DATA SEGMENT:
>>>

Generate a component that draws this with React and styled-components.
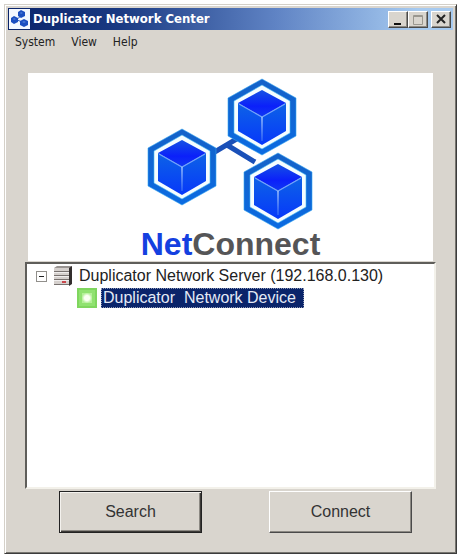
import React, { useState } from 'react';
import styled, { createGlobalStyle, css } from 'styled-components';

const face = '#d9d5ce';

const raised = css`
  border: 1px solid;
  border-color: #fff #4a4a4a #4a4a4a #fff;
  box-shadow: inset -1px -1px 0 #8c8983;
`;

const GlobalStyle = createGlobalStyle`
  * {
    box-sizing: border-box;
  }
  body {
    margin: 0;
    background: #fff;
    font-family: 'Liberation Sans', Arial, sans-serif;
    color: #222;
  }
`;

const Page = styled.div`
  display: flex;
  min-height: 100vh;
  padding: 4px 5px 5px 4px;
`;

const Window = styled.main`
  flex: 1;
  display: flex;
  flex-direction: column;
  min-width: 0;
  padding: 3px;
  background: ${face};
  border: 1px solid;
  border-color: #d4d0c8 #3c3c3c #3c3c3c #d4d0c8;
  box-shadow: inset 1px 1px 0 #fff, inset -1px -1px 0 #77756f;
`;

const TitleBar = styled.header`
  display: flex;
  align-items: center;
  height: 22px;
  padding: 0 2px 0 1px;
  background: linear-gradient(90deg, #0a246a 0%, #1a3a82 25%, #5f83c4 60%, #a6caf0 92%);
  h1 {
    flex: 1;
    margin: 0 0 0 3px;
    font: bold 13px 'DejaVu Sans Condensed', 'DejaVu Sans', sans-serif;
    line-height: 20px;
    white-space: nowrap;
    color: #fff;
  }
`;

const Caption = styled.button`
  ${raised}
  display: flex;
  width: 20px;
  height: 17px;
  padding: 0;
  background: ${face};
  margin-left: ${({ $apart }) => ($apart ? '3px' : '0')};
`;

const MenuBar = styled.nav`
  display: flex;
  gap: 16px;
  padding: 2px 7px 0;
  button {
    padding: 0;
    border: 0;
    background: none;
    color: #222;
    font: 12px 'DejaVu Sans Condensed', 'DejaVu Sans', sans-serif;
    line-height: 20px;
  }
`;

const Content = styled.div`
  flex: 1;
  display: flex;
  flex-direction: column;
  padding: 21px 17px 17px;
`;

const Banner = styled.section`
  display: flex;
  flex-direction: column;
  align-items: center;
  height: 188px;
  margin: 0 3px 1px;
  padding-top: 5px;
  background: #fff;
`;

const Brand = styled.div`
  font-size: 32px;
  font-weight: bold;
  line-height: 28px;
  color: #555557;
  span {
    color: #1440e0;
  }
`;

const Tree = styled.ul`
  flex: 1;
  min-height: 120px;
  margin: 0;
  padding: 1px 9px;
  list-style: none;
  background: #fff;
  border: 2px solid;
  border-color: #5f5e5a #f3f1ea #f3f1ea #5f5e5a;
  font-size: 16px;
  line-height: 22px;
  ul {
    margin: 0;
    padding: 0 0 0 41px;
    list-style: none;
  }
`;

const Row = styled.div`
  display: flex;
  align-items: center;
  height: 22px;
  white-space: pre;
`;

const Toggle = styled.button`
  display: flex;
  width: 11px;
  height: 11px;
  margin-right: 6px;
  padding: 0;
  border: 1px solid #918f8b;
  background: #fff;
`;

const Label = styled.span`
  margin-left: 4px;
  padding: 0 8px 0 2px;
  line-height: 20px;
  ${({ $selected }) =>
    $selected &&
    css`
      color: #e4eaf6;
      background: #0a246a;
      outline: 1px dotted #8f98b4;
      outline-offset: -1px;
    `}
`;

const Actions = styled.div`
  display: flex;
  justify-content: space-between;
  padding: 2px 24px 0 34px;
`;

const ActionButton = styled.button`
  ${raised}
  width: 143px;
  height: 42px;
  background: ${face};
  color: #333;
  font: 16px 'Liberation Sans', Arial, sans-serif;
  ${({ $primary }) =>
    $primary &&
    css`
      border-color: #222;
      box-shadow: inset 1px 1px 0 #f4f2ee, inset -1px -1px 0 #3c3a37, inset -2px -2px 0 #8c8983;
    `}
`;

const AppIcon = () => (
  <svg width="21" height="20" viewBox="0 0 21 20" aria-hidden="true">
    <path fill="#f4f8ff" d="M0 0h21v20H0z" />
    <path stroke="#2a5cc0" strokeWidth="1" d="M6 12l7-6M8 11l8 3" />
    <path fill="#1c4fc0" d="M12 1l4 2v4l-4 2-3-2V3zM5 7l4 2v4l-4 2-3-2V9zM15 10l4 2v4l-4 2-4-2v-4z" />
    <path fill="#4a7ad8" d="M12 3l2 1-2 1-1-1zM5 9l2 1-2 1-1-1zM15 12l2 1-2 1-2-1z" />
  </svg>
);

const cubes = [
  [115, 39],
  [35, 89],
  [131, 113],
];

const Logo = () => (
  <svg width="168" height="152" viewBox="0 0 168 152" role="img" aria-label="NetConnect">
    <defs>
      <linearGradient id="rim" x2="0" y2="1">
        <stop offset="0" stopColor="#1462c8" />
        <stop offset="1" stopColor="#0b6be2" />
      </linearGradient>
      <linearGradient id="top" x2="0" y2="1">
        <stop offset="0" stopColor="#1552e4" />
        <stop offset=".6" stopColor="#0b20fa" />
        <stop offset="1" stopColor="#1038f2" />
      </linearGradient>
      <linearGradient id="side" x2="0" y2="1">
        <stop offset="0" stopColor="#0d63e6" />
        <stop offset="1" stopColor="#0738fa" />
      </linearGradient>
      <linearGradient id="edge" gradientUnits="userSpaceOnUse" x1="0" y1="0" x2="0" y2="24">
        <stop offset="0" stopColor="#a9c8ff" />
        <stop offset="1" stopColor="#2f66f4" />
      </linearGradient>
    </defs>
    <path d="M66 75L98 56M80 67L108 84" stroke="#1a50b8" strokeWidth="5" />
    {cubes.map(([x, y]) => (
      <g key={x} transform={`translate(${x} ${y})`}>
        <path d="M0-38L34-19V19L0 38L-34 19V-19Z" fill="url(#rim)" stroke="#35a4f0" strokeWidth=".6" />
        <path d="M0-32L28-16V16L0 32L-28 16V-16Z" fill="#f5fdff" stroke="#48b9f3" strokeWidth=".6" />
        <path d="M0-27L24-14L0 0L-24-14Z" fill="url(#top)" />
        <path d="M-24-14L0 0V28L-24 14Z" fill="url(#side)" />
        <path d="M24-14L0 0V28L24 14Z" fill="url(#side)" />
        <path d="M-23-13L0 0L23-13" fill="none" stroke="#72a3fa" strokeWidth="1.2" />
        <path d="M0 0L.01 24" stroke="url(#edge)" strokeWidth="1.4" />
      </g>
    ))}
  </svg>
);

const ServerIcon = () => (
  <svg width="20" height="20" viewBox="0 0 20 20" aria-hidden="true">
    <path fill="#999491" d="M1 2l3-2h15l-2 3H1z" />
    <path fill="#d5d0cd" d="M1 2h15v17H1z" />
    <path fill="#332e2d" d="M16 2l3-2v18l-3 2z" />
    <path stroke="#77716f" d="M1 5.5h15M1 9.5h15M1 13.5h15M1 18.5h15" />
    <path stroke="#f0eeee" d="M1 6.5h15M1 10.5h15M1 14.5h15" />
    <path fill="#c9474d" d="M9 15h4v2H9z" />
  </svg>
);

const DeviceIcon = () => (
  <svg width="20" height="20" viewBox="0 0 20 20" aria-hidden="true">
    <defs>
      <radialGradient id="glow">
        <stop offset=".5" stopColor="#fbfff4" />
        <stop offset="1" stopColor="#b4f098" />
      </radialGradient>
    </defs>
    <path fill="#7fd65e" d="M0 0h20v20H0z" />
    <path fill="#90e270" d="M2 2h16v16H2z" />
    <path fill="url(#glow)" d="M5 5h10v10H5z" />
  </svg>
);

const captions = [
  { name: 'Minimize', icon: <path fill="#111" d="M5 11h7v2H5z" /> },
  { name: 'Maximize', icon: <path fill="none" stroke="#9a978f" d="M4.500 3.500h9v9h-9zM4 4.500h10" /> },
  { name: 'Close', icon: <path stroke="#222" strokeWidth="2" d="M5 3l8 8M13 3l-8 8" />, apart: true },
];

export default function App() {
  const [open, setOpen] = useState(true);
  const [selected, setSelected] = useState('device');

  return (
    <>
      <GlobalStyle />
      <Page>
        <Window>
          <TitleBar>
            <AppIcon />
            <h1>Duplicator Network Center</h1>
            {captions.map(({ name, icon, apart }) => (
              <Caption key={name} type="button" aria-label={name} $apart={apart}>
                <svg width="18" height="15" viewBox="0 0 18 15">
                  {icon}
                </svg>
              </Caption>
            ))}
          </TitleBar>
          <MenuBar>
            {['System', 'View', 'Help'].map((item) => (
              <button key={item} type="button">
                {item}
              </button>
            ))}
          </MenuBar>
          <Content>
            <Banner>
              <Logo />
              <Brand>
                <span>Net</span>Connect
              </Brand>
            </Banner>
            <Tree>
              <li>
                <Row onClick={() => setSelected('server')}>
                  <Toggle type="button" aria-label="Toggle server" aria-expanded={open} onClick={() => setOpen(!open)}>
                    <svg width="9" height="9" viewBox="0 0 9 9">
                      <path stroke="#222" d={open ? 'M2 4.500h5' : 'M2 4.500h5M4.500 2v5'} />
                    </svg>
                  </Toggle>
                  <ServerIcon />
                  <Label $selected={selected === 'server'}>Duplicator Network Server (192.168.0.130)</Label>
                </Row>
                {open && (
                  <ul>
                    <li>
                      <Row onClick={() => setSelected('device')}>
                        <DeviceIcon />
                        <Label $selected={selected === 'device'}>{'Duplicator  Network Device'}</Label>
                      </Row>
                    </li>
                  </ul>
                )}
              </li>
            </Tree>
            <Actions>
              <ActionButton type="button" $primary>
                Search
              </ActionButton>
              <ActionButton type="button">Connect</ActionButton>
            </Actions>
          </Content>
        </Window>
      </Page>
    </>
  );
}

<<<

PROBLEM DESCRIPTION:
Pictures stay out. Print the data exactly, from its first line through the line containing "const face = '#d9d5ce';".

RESULT FOR THIS EXERCISE:
Generate a component that draws this with React and styled-components.
import React, { useState } from 'react';
import styled, { createGlobalStyle, css } from 'styled-components';

const face = '#d9d5ce';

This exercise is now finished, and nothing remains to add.